■ GIVEN REQUEST ■
Write out each line word for word. Drop pictures.

———

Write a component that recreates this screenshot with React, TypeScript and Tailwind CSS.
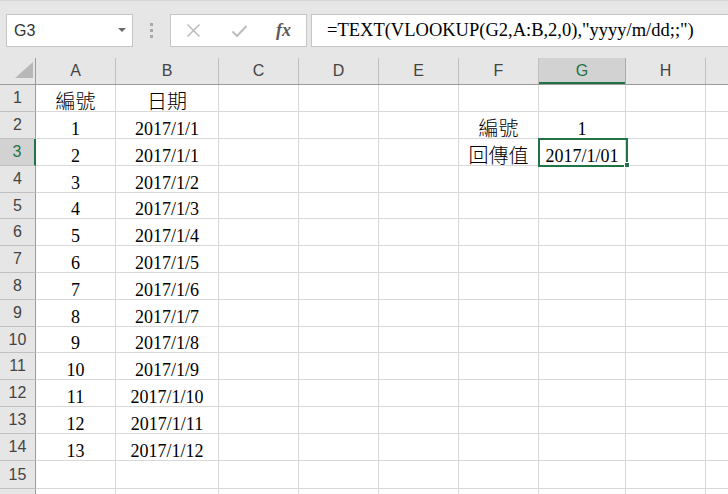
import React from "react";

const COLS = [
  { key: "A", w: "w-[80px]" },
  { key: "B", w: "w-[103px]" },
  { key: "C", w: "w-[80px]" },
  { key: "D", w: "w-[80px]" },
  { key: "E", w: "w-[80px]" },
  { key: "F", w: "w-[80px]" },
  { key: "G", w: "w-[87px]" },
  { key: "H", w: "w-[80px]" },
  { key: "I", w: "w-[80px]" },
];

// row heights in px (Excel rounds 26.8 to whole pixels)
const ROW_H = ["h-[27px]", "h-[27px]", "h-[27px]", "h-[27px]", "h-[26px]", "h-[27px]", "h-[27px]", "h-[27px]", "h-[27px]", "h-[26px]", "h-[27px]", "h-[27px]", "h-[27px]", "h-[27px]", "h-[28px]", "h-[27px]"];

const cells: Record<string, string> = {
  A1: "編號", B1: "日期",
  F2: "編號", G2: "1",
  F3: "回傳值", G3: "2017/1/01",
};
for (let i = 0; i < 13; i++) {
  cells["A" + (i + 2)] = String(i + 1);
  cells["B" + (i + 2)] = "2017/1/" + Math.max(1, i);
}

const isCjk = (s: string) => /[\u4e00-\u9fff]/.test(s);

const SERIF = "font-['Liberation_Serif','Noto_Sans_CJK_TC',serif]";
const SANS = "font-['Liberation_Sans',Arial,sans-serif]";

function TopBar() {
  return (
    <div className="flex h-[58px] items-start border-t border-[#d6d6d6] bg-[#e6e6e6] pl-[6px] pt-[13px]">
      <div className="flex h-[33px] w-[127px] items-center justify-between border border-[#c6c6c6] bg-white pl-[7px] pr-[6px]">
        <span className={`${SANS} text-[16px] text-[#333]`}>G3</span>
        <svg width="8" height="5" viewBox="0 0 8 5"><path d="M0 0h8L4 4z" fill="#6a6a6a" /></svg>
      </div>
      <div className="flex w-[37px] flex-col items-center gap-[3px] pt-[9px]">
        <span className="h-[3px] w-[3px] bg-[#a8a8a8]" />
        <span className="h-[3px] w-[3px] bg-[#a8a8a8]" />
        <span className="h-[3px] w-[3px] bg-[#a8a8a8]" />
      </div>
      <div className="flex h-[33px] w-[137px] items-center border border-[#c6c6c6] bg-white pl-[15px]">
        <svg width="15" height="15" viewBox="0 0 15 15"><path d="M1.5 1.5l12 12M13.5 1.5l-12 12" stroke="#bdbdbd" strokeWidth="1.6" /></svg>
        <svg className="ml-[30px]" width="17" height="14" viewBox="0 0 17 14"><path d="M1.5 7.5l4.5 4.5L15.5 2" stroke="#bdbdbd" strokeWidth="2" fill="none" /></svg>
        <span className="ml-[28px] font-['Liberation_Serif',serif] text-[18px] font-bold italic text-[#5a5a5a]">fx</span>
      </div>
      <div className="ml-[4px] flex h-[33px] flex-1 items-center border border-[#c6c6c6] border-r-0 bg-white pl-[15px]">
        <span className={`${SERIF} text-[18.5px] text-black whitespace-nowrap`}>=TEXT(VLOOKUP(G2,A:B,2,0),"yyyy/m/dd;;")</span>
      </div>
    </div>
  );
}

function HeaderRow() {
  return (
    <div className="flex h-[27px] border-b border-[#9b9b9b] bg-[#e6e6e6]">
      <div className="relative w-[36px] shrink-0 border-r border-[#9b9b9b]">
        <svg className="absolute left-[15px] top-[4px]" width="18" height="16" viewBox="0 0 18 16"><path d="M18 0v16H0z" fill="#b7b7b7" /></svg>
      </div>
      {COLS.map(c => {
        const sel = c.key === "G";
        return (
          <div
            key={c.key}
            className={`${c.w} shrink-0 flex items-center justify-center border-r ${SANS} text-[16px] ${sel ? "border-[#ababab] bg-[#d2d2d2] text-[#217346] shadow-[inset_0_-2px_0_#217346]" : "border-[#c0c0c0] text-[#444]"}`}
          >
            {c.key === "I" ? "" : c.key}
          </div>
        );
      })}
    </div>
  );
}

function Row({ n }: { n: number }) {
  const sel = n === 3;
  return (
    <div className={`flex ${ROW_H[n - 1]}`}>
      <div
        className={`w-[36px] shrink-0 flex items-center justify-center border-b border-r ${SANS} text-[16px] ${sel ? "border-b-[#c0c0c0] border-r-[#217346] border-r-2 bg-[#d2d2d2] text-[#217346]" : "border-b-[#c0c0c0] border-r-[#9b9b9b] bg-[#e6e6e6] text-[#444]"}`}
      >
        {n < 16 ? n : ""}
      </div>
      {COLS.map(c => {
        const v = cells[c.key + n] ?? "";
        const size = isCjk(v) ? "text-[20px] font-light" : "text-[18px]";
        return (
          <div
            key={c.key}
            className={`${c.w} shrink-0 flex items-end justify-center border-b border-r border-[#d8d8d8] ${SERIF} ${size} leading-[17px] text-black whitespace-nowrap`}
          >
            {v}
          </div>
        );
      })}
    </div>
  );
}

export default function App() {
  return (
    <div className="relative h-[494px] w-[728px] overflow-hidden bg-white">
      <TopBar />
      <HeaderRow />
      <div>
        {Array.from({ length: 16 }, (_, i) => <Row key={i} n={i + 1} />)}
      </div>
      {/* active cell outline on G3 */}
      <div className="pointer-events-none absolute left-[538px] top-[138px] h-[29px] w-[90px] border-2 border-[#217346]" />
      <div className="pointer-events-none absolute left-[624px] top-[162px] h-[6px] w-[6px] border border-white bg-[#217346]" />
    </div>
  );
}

———

■ CORRECT OUTPUT ■
Write a component that recreates this screenshot with React, TypeScript and Tailwind CSS.
import React from "react";

const COLS = [
  { key: "A", w: "w-[80px]" },
  { key: "B", w: "w-[103px]" },
  { key: "C", w: "w-[80px]" },
  { key: "D", w: "w-[80px]" },
  { key: "E", w: "w-[80px]" },
  { key: "F", w: "w-[80px]" },
  { key: "G", w: "w-[87px]" },
  { key: "H", w: "w-[80px]" },
  { key: "I", w: "w-[80px]" },
];

// row heights in px (Excel rounds 26.8 to whole pixels)
const ROW_H = ["h-[27px]", "h-[27px]", "h-[27px]", "h-[27px]", "h-[26px]", "h-[27px]", "h-[27px]", "h-[27px]", "h-[27px]", "h-[26px]", "h-[27px]", "h-[27px]", "h-[27px]", "h-[27px]", "h-[28px]", "h-[27px]"];

const cells: Record<string, string> = {
  A1: "編號", B1: "日期",
  F2: "編號", G2: "1",
  F3: "回傳值", G3: "2017/1/01",
};
for (let i = 0; i < 13; i++) {
  cells["A" + (i + 2)] = String(i + 1);
  cells["B" + (i + 2)] = "2017/1/" + Math.max(1, i);
}

const isCjk = (s: string) => /[\u4e00-\u9fff]/.test(s);

const SERIF = "font-['Liberation_Serif','Noto_Sans_CJK_TC',serif]";
const SANS = "font-['Liberation_Sans',Arial,sans-serif]";

function TopBar() {
  return (
    <div className="flex h-[58px] items-start border-t border-[#d6d6d6] bg-[#e6e6e6] pl-[6px] pt-[13px]">
      <div className="flex h-[33px] w-[127px] items-center justify-between border border-[#c6c6c6] bg-white pl-[7px] pr-[6px]">
        <span className={`${SANS} text-[16px] text-[#333]`}>G3</span>
        <svg width="8" height="5" viewBox="0 0 8 5"><path d="M0 0h8L4 4z" fill="#6a6a6a" /></svg>
      </div>
      <div className="flex w-[37px] flex-col items-center gap-[3px] pt-[9px]">
        <span className="h-[3px] w-[3px] bg-[#a8a8a8]" />
        <span className="h-[3px] w-[3px] bg-[#a8a8a8]" />
        <span className="h-[3px] w-[3px] bg-[#a8a8a8]" />
      </div>
      <div className="flex h-[33px] w-[137px] items-center border border-[#c6c6c6] bg-white pl-[15px]">
        <svg width="15" height="15" viewBox="0 0 15 15"><path d="M1.5 1.5l12 12M13.5 1.5l-12 12" stroke="#bdbdbd" strokeWidth="1.6" /></svg>
        <svg className="ml-[30px]" width="17" height="14" viewBox="0 0 17 14"><path d="M1.5 7.5l4.5 4.5L15.5 2" stroke="#bdbdbd" strokeWidth="2" fill="none" /></svg>
        <span className="ml-[28px] font-['Liberation_Serif',serif] text-[18px] font-bold italic text-[#5a5a5a]">fx</span>
      </div>
      <div className="ml-[4px] flex h-[33px] flex-1 items-center border border-[#c6c6c6] border-r-0 bg-white pl-[15px]">
        <span className={`${SERIF} text-[18.5px] text-black whitespace-nowrap`}>=TEXT(VLOOKUP(G2,A:B,2,0),"yyyy/m/dd;;")</span>
      </div>
    </div>
  );
}

function HeaderRow() {
  return (
    <div className="flex h-[27px] border-b border-[#9b9b9b] bg-[#e6e6e6]">
      <div className="relative w-[36px] shrink-0 border-r border-[#9b9b9b]">
        <svg className="absolute left-[15px] top-[4px]" width="18" height="16" viewBox="0 0 18 16"><path d="M18 0v16H0z" fill="#b7b7b7" /></svg>
      </div>
      {COLS.map(c => {
        const sel = c.key === "G";
        return (
          <div
            key={c.key}
            className={`${c.w} shrink-0 flex items-center justify-center border-r ${SANS} text-[16px] ${sel ? "border-[#ababab] bg-[#d2d2d2] text-[#217346] shadow-[inset_0_-2px_0_#217346]" : "border-[#c0c0c0] text-[#444]"}`}
          >
            {c.key === "I" ? "" : c.key}
          </div>
        );
      })}
    </div>
  );
}

function Row({ n }: { n: number }) {
  const sel = n === 3;
  return (
    <div className={`flex ${ROW_H[n - 1]}`}>
      <div
        className={`w-[36px] shrink-0 flex items-center justify-center border-b border-r ${SANS} text-[16px] ${sel ? "border-b-[#c0c0c0] border-r-[#217346] border-r-2 bg-[#d2d2d2] text-[#217346]" : "border-b-[#c0c0c0] border-r-[#9b9b9b] bg-[#e6e6e6] text-[#444]"}`}
      >
        {n < 16 ? n : ""}
      </div>
      {COLS.map(c => {
        const v = cells[c.key + n] ?? "";
        const size = isCjk(v) ? "text-[20px] font-light" : "text-[18px]";
        return (
          <div
            key={c.key}
            className={`${c.w} shrink-0 flex items-end justify-center border-b border-r border-[#d8d8d8] ${SERIF} ${size} leading-[17px] text-black whitespace-nowrap`}
          >
            {v}
          </div>
        );
      })}
    </div>
  );
}

export default function App() {
  return (
    <div className="relative h-[494px] w-[728px] overflow-hidden bg-white">
      <TopBar />
      <HeaderRow />
      <div>
        {Array.from({ length: 16 }, (_, i) => <Row key={i} n={i + 1} />)}
      </div>
      {/* active cell outline on G3 */}
      <div className="pointer-events-none absolute left-[538px] top-[138px] h-[29px] w-[90px] border-2 border-[#217346]" />
      <div className="pointer-events-none absolute left-[624px] top-[162px] h-[6px] w-[6px] border border-white bg-[#217346]" />
    </div>
  );
}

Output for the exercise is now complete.